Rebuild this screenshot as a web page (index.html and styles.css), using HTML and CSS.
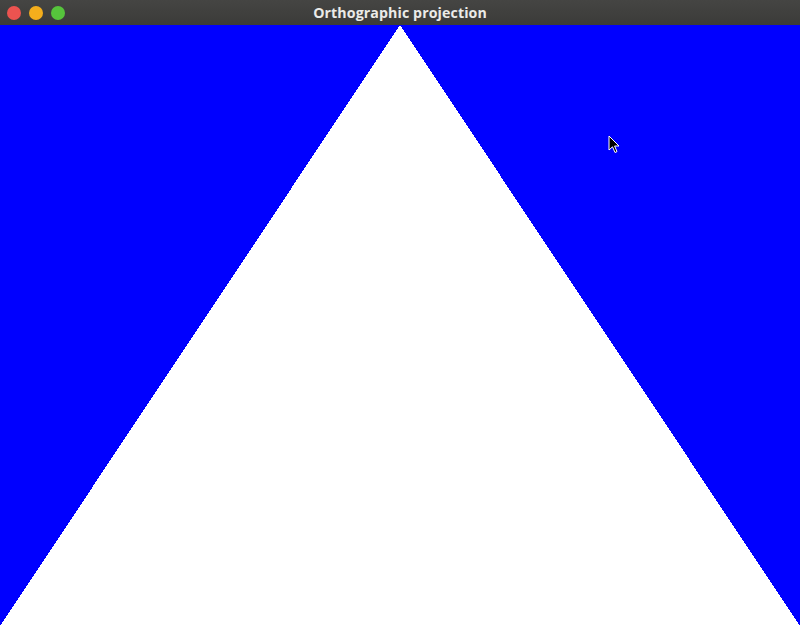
FILE: index.html
```html
<!DOCTYPE html>
<html>
<head>
<meta charset="utf-8">
<link rel="stylesheet" href="styles.css">
</head>
<body>
<div class="window">
  <div class="titlebar">
    <div class="buttons">
      <span class="btn close"></span>
      <span class="btn min"></span>
      <span class="btn max"></span>
    </div>
    <div class="title">Orthographic projection</div>
  </div>
  <div class="canvas">
    <svg class="scene" width="800" height="601" viewBox="0 0 800 601">
      <rect x="0" y="0" width="800" height="601" fill="#0000ff"/>
      <polygon points="400,0 800,601 0,601" fill="#ffffff" shape-rendering="crispEdges"/>
    </svg>
    <svg class="cursor" width="14" height="20" viewBox="0 0 14 20">
      <path d="M1 1 L1 15 L4.5 11.8 L7 17.5 L9 16.6 L6.6 11 L11 11 Z" fill="#000" stroke="#fff" stroke-width="1" stroke-linejoin="round"/>
    </svg>
  </div>
</div>
</body>
</html>
```
FILE: styles.css
```css
html, body {
  margin: 0;
  padding: 0;
  width: 800px;
  height: 626px;
  overflow: hidden;
  background: #0000ff;
}
.window {
  display: flex;
  flex-direction: column;
  width: 800px;
  height: 626px;
}
.titlebar {
  height: 25px;
  flex: 0 0 25px;
  background: linear-gradient(#454543, #3b3b39);
  position: relative;
  display: flex;
  align-items: center;
  justify-content: center;
}
.buttons {
  position: absolute;
  left: 7px;
  top: 6px;
  display: flex;
  gap: 8px;
}
.btn {
  width: 14px;
  height: 14px;
  border-radius: 50%;
  display: block;
}
.close { background: #ec5350; }
.min { background: #f4ae1c; }
.max { background: #56c43c; }
.title {
  color: #ebebe8;
  font-family: "Open Sans", "DejaVu Sans", sans-serif;
  font-weight: 700;
  font-size: 14.2px;
  letter-spacing: 0.1px;
}
.canvas {
  position: relative;
  flex: 1;
  height: 601px;
}
.scene {
  display: block;
}
.cursor {
  position: absolute;
  left: 608px;
  top: 110px;
}
```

= = = = =

Instructions for the task ▸
Repeat the listing in full and exactly. Do not include any images.

Final result ▸
Rebuild this screenshot as a web page (index.html and styles.css), using HTML and CSS.
FILE: index.html
```html
<!DOCTYPE html>
<html>
<head>
<meta charset="utf-8">
<link rel="stylesheet" href="styles.css">
</head>
<body>
<div class="window">
  <div class="titlebar">
    <div class="buttons">
      <span class="btn close"></span>
      <span class="btn min"></span>
      <span class="btn max"></span>
    </div>
    <div class="title">Orthographic projection</div>
  </div>
  <div class="canvas">
    <svg class="scene" width="800" height="601" viewBox="0 0 800 601">
      <rect x="0" y="0" width="800" height="601" fill="#0000ff"/>
      <polygon points="400,0 800,601 0,601" fill="#ffffff" shape-rendering="crispEdges"/>
    </svg>
    <svg class="cursor" width="14" height="20" viewBox="0 0 14 20">
      <path d="M1 1 L1 15 L4.5 11.8 L7 17.5 L9 16.6 L6.6 11 L11 11 Z" fill="#000" stroke="#fff" stroke-width="1" stroke-linejoin="round"/>
    </svg>
  </div>
</div>
</body>
</html>
```
FILE: styles.css
```css
html, body {
  margin: 0;
  padding: 0;
  width: 800px;
  height: 626px;
  overflow: hidden;
  background: #0000ff;
}
.window {
  display: flex;
  flex-direction: column;
  width: 800px;
  height: 626px;
}
.titlebar {
  height: 25px;
  flex: 0 0 25px;
  background: linear-gradient(#454543, #3b3b39);
  position: relative;
  display: flex;
  align-items: center;
  justify-content: center;
}
.buttons {
  position: absolute;
  left: 7px;
  top: 6px;
  display: flex;
  gap: 8px;
}
.btn {
  width: 14px;
  height: 14px;
  border-radius: 50%;
  display: block;
}
.close { background: #ec5350; }
.min { background: #f4ae1c; }
.max { background: #56c43c; }
.title {
  color: #ebebe8;
  font-family: "Open Sans", "DejaVu Sans", sans-serif;
  font-weight: 700;
  font-size: 14.2px;
  letter-spacing: 0.1px;
}
.canvas {
  position: relative;
  flex: 1;
  height: 601px;
}
.scene {
  display: block;
}
.cursor {
  position: absolute;
  left: 608px;
  top: 110px;
}
```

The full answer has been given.